The anomalies are the temperature of gearbox oil and temperature of gearbox input shaft increase both in the 1st and 7th attributes. The attributes and anomalies are selected randomly. Figure 17 is comparison of the normal and abnormal images. Figure 17a are normal states at different times. Figure 17b are abnormal states at different times. Rows 1 to 3 indicate the 1st attribute and rows 19 to 21 indicate the 7th attribute.

Figure 17. Comparison of normal and abnormal.

Figure 18 shows the five test experiments. The experiment including 50 normal data and 50 abnormal data. Table 10 shows five results of accuracy. The average accuracy of normal state is 95.6%, the average accuracy of abnormal state is 96%. Therefore, the average accuracy of the five test experiments is 95.8%, which is higher than case1. From the experiment results, it can be concluded that the proposed method is effective in multi-anomalies detection of multi-attributes.

Figure 18. Output values of five test experiments.

Table 10. Accuracy of five test experiments.

	1	2	3	4	5	Average
Q1	88%	92%	100%	100%	100%	96%
Q2	94%	94%	90%	100%	100%	95.6%
Q	91%	93%	90%	100%	100%	95.8%

To further verify the effectiveness of the proposed method, other two methods are adopted to make the comparison: (1) BPNN method, (2) SVM method. The experiment results shown in Table 11. It can be concluded that the average accuracy of proposed method is 95.8%, and it has the best performance in the experiment.

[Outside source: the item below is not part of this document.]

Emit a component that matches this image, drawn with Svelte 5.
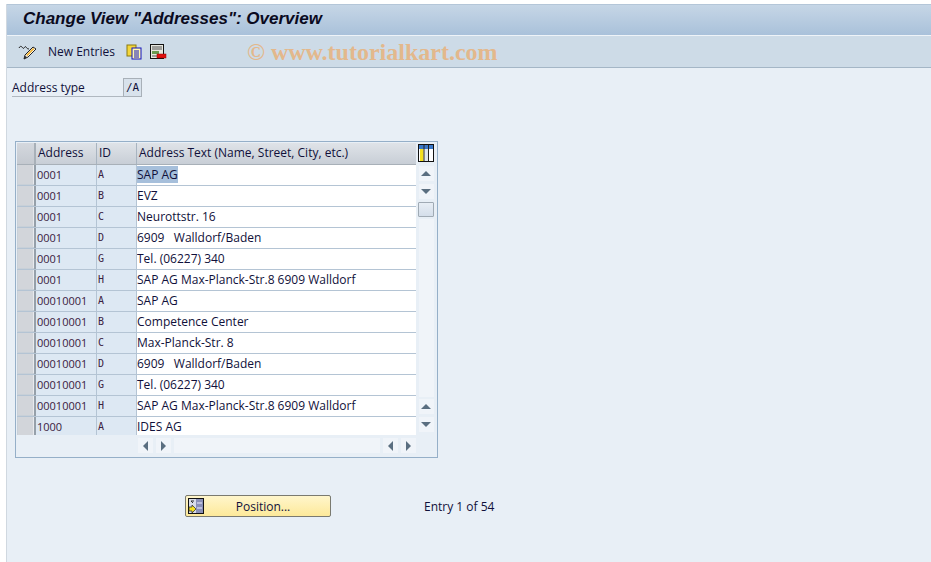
<script>
  const rows = [
    ["0001", "A", "SAP AG"],
    ["0001", "B", "EVZ"],
    ["0001", "C", "Neurottstr. 16"],
    ["0001", "D", "6909   Walldorf/Baden"],
    ["0001", "G", "Tel. (06227) 340"],
    ["0001", "H", "SAP AG Max-Planck-Str.8 6909 Walldorf"],
    ["00010001", "A", "SAP AG"],
    ["00010001", "B", "Competence Center"],
    ["00010001", "C", "Max-Planck-Str. 8"],
    ["00010001", "D", "6909   Walldorf/Baden"],
    ["00010001", "G", "Tel. (06227) 340"],
    ["00010001", "H", "SAP AG Max-Planck-Str.8 6909 Walldorf"],
    ["1000", "A", "IDES AG"],
  ];
</script>

<div class="page">
  <header class="title">Change View "Addresses": Overview</header>

  <div class="toolbar">
    <svg class="pencil" width="20" height="18" viewBox="0 0 20 18">
      <path d="M1 5c1-2 2-2 3-1s1 2 2 1 1-2 2-1 1 2 3 2" fill="none" stroke="#222" stroke-width="1" />
      <path d="M6 16l1-4 8-8 3 2-8 8z" fill="#fff" stroke="#222" />
      <path d="M8 12l7-7 1.500 1-7 7z" fill="#f0b030" />
      <path d="M6 16l1-3 2 1z" fill="#222" />
    </svg>
    <span class="new-entries">New Entries</span>
    <svg class="copy" width="16" height="16" viewBox="0 0 16 16">
      <rect x="1" y="1" width="9" height="11" fill="#f4d63a" stroke="#8a7a10" />
      <rect x="6" y="4" width="9" height="11" fill="#fff8b0" stroke="#1010c0" />
      <path d="M8 7h5M8 9h5M8 11h5M8 13h5" stroke="#1010c0" />
    </svg>
    <svg class="delete" width="17" height="16" viewBox="0 0 17 16">
      <rect x="0.500" y="0.500" width="13" height="14" fill="#e8e8e0" stroke="#111" />
      <path d="M2 3h10M2 5h10" stroke="#555" />
      <rect x="2" y="7" width="7" height="3" fill="#6a9a50" />
      <path d="M2 12h5" stroke="#555" />
      <rect x="7" y="10" width="9" height="4" fill="#e01010" stroke="#900" stroke-width="0.500" />
    </svg>
    <span class="watermark">© www.tutorialkart.com</span>
  </div>

  <div class="content">
    <div class="field">
      <span class="field-label">Address type</span>
      <span class="field-value">/A</span>
    </div>

    <div class="table-box">
      <div class="table-wrap">
        <div class="table-main">
          <div class="row head">
            <div class="sel"></div>
            <div class="cell">Address</div>
            <div class="cell">ID</div>
            <div class="cell last">Address Text (Name, Street, City, etc.)</div>
          </div>
          {#each rows as r, i}
            <div class="row" class:cut={i === rows.length - 1}>
              <div class="sel"><span></span></div>
              <div class="cell key">{r[0]}</div>
              <div class="cell key mono">{r[1]}</div>
              <div class="cell text"><span class:hl={i === 0}>{r[2]}</span></div>
            </div>
          {/each}
        </div>

        <div class="vscroll">
          <svg class="config" width="16" height="18" viewBox="0 0 16 18">
            <rect x="0.500" y="0.500" width="15" height="17" fill="#fff" stroke="#111" />
            <rect x="1" y="1" width="14" height="4" fill="#3a78c8" />
            <rect x="2" y="5" width="3.500" height="12" fill="#f5e020" />
            <rect x="6.500" y="5" width="3.500" height="12" fill="#dfe6ee" />
            <path d="M6 1v16M10.500 1v16" stroke="#222" />
          </svg>
          <div class="btn"><i class="up"></i></div>
          <div class="btn"><i class="down"></i></div>
          <div class="thumb"></div>
          <div class="track"></div>
          <div class="btn"><i class="up"></i></div>
          <div class="btn"><i class="down"></i></div>
        </div>
      </div>

      <div class="hscroll">
        <div class="btn"><i class="left"></i></div>
        <div class="btn"><i class="right"></i></div>
        <div class="htrack"></div>
        <div class="btn"><i class="left"></i></div>
        <div class="btn"><i class="right"></i></div>
      </div>
    </div>

    <div class="actions">
      <button class="position">
        <svg width="16" height="16" viewBox="0 0 16 16">
          <rect x="0.500" y="0.500" width="15" height="15" fill="#d8dce8" stroke="#111" />
          <rect x="8" y="1" width="7" height="14" fill="#8a90b8" />
          <path d="M9 5h5M9 10h5" stroke="#eef" />
          <path d="M3 3h3M3 3l2 2" stroke="#333" fill="none" />
          <path d="M1 9h3V7l4 4-4 4v-2H1z" fill="#f5e020" stroke="#222" stroke-width="0.700" />
        </svg>
        <span>Position...</span>
      </button>
      <span class="entry">Entry 1 of 54</span>
    </div>
  </div>
</div>

<style>
  :global(body) {
    margin: 0;
    background: #fff;
  }

  .page {
    width: 925px;
    height: 558px;
    margin: 4px 0 0 6px;
    background: #e8eff6;
    font-family: "Open Sans", sans-serif;
    font-size: 12px;
    color: #10103a;
    overflow: hidden;
    border-left: 1px solid #d0d8e0;
    box-sizing: border-box;
  }

  .title {
    height: 31px;
    box-sizing: border-box;
    padding: 4px 0 0 16px;
    background: linear-gradient(#c6d6e6, #a9c1da);
    border-top: 1px solid #b4c6d8;
    font-family: "Liberation Sans", sans-serif;
    font-size: 17px;
    font-weight: bold;
    font-style: italic;
    color: #0a0a1e;
    white-space: nowrap;
  }

  .toolbar {
    height: 33px;
    box-sizing: border-box;
    display: flex;
    align-items: center;
    padding: 0 0 0 11px;
    background: #cddbe7;
    border-top: 1px solid #eef3f8;
    border-bottom: 1px solid #a4b6c6;
    position: relative;
  }

  .new-entries {
    margin-left: 10px;
    white-space: nowrap;
  }

  .copy {
    margin-left: 11px;
  }

  .delete {
    margin-left: 8px;
  }

  .watermark {
    position: absolute;
    left: 240px;
    top: 3px;
    font-family: "Liberation Serif", serif;
    font-size: 24px;
    font-weight: bold;
    color: #e3b88c;
    white-space: nowrap;
  }

  .content {
    padding-top: 10px;
  }

  .field {
    display: flex;
    margin-left: 5px;
    height: 19px;
  }

  .field-label {
    width: 111px;
    box-sizing: border-box;
    border-bottom: 1px solid #b0b8c0;
    line-height: 19px;
  }

  .field-value {
    width: 19px;
    box-sizing: border-box;
    background: #d8e2ec;
    border: 1px solid #a8b0b8;
    font-family: "DejaVu Sans Mono", monospace;
    font-size: 11px;
    line-height: 17px;
    text-align: center;
  }

  .table-box {
    width: 423px;
    height: 317px;
    box-sizing: border-box;
    margin: 44px 0 0 8px;
    border: 1px solid #95afc8;
    background: #e8eff6;
    padding: 1px 1px 0 1px;
  }

  .table-wrap {
    display: flex;
    height: 292px;
  }

  .table-main {
    width: 400px;
    overflow: hidden;
  }

  .row {
    display: grid;
    grid-template-columns: 19px 61px 40px 280px;
    height: 21px;
    box-sizing: border-box;
    line-height: 20px;
    white-space: pre;
    border-bottom: 1px solid #b4c4d4;
  }

  .row.cut {
    border-bottom: 0;
  }

  .row.head {
    height: 22px;
    background: linear-gradient(#dfe3e8, #c8ced6);
    border-bottom: 1px solid #a8b0b8;
  }

  .head .sel {
    background: linear-gradient(#d4d8de, #c4c9d0);
    border-right: 2px solid #a8b0b8;
  }

  .head .cell {
    padding-left: 2px;
    border-right: 1px solid #a8b4c0;
  }

  .head .cell.last {
    border-right: 0;
  }

  .sel {
    box-sizing: border-box;
    background: #c8d0d8;
    border-right: 2px solid #96a0aa;
  }

  .sel span {
    display: block;
    height: 19px;
    margin: 0 0 0 1px;
    background: #d2d5da;
    border-right: 1px solid #e8eaee;
  }

  .cell {
    box-sizing: border-box;
    overflow: hidden;
  }

  .key {
    background: #dde8f3;
    border-right: 1px solid #b4c4d4;
    padding-left: 1px;
    color: #3a2040;
    font-size: 11px;
  }

  .mono {
    font-family: "DejaVu Sans Mono", monospace;
    font-size: 10px;
  }

  .text {
    background: #fff;
  }

  .hl {
    background: #a6bfdb;
  }

  .vscroll {
    width: 20px;
    display: flex;
    flex-direction: column;
    align-items: center;
  }

  .config {
    margin: 1px 0 4px;
  }

  .btn {
    width: 15px;
    height: 15px;
    margin-bottom: 3px;
    background: #f0f4f9;
    display: flex;
    align-items: center;
    justify-content: center;
  }

  .btn i {
    display: block;
    width: 0;
    height: 0;
    border: 4px solid transparent;
  }

  .btn .up {
    border-top: 0;
    border-bottom: 5px solid #5a6e80;
    border-left-width: 5px;
    border-right-width: 5px;
  }

  .btn .down {
    border-bottom: 0;
    border-top: 5px solid #5a6e80;
    border-left-width: 5px;
    border-right-width: 5px;
  }

  .btn .left {
    border-left: 0;
    border-right: 5px solid #5a6e80;
    border-top-width: 5px;
    border-bottom-width: 5px;
  }

  .btn .right {
    border-right: 0;
    border-left: 5px solid #5a6e80;
    border-top-width: 5px;
    border-bottom-width: 5px;
  }

  .thumb {
    width: 14px;
    height: 13px;
    background: linear-gradient(#e8eef5, #d4deea);
    border: 1px solid #a0aab4;
    border-radius: 1px;
  }

  .track {
    flex: 1;
    width: 15px;
    margin: 2px 0;
    background: #f0f4f9;
  }

  .hscroll {
    display: flex;
    gap: 3px;
    margin: 3px 0 0 121px;
  }

  .hscroll .btn {
    margin: 0;
  }

  .htrack {
    width: 206px;
    height: 15px;
    background: #f0f4f9;
  }

  .actions {
    display: flex;
    align-items: center;
    margin: 37px 0 0 178px;
  }

  .position {
    width: 146px;
    height: 22px;
    box-sizing: border-box;
    padding: 0 0 0 2px;
    display: flex;
    align-items: center;
    background: linear-gradient(#fff6cc, #fde99a);
    border: 1px solid #7a7a70;
    border-radius: 2px;
    font: inherit;
    color: inherit;
  }

  .position span {
    flex: 1;
    text-align: center;
    padding-right: 8px;
  }

  .entry {
    margin-left: 93px;
  }
</style>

Table 11. Comparison results of three methods.

Method	Q1	Q2	Q
BPNN	81.2%	84.8%	83%
SVM	80.4%	83.6%	82%
The proposed method	96%	95.6%	95.8%

6. Conclusions

In this paper, a wind turbine anomaly detection method based on SCADA data mining is proposed. Firstly, WT attributes collected from the SCADA system are clustered by k-means, and then the method of dimension reduction within class based on t-SNE is proposed. Finally, the detection model is trained and the abnormal or normal state is detected by the classification result 0 or 1 respectively. Three cases are conducted in this paper to demonstrate the effectiveness of the proposed method. The results show that the proposed method has good performance in three cases: (1) single anomaly detection of 1st attribute, (2) multi-anomalies detection of 6th attribute, (3) multi-anomalies detection of multi-attributes. In the future, we will continue our research on anomaly detection, and developing more effective deep learning methods to predict anomalies before they occur.